Disney’s plans to expand its Disneyland park include the construction of three new themed areas, including one with rides based on the animated Toy Story films, a newspaper reported yesterday. Work on the four-year, HK$3.63 billion (US$465.4 million) expansion was set to start in December once detailed approval to the plans has been given by the Hong Kong government, the South China Morning Post said. The three new areas — the two others are called Grizzly Trail and Mystic Point — are to increase the size of the park by 23 percent.

■AUSTRALIA

Court in landmark ruling

A court ruled yesterday that a quadriplegic man who has begged to be allowed to die has the right to order his carers to stop feeding him. In a landmark decision, Western Australia’s chief judge Wayne Martin said the Brightwater Care Group would not be criminally responsible if it stopped feeding and hydrating severely paralyzed Christian Rossiter, 49. Martin said Rossiter had the right to direct his own treatment, and that food and water “should not be administered against his wishes.” The ruling sets a legal precedent in the nation, where assisting someone to take their own life is a crime punishable by life in prison in some states.

■AUSTRALIA

US doctor’s court date set

A trial date has been set for a US doctor charged with manslaughter in the deaths of three patients at a rural hospital. The Queensland State Supreme Court yesterday scheduled Jayant Patel’s trial for March 22 next year. Patel is charged with three counts of manslaughter and two counts of grievous bodily harm.

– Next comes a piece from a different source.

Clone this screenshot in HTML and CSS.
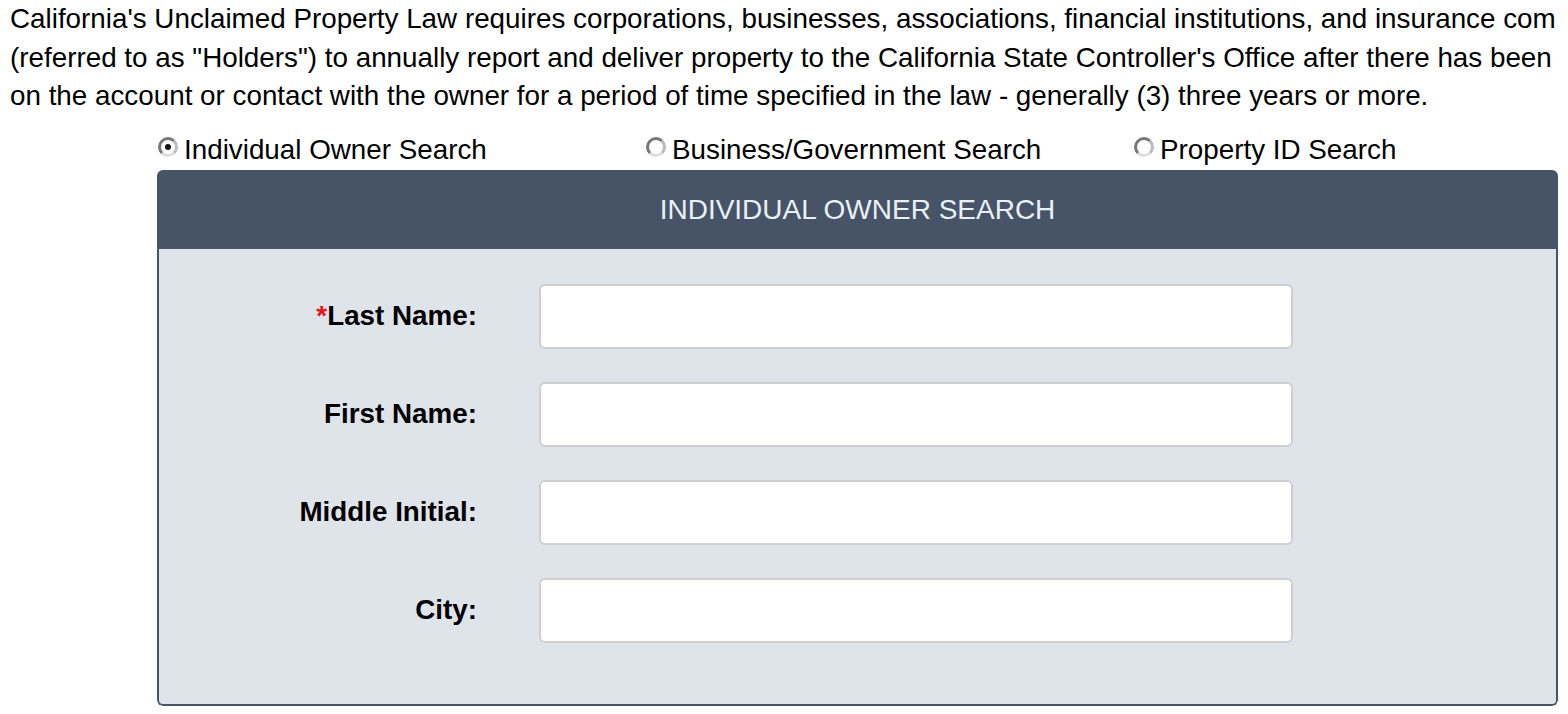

The charges relate to his job as director of surgery between 2003 and 2005 at a state-run hospital in Bundaberg, 370km north of Brisbane. Prosecutors say Patel showed a pattern of negligence by performing surgeries he’d been banned from undertaking in the US, misdiagnosing patients and using sloppy surgical techniques.

■HONG KONG

Party lists ‘black spots’

The territory’s largest political party has compiled a list of escalators across the city where women are vulnerable to unwittingly exposing themselves to Peeping Toms, a report said yesterday. The Democratic Alliance for the Betterment and Progress of Hong Kong released the study in response to the sharp increase in people taking indecent photos of women using mobile phones, the South China Morning Post reported. The list of mainly shopping centers was compiled by party members who went to the locations to confirm that women were vulnerable. The researchers took “wide-angle” pictures of the “black spots,” the Post said.

■NEW ZEALAND

Exorcism family escape jail

Five siblings escaped jail yesterday after being found guilty of the manslaughter of their niece during a Maori exorcism ceremony. Janet Moses, a 22-year-old mother of two, died from drowning in October 2007 after members of her extended family forced water down her throat during a ceremony to lift a curse known as a makutu. The High Court in Wellington imposed a curfew order and work sentences on the five, ranging in age from 36 to 52, although prosecutors had sought prison sentences. Justice Simon France said Moses’ death did not occur because of “fanatical beliefs.” “Makutu did not kill her. She drowned,” he said. “It is undoubted that, at some stage, hysteria entered the room.”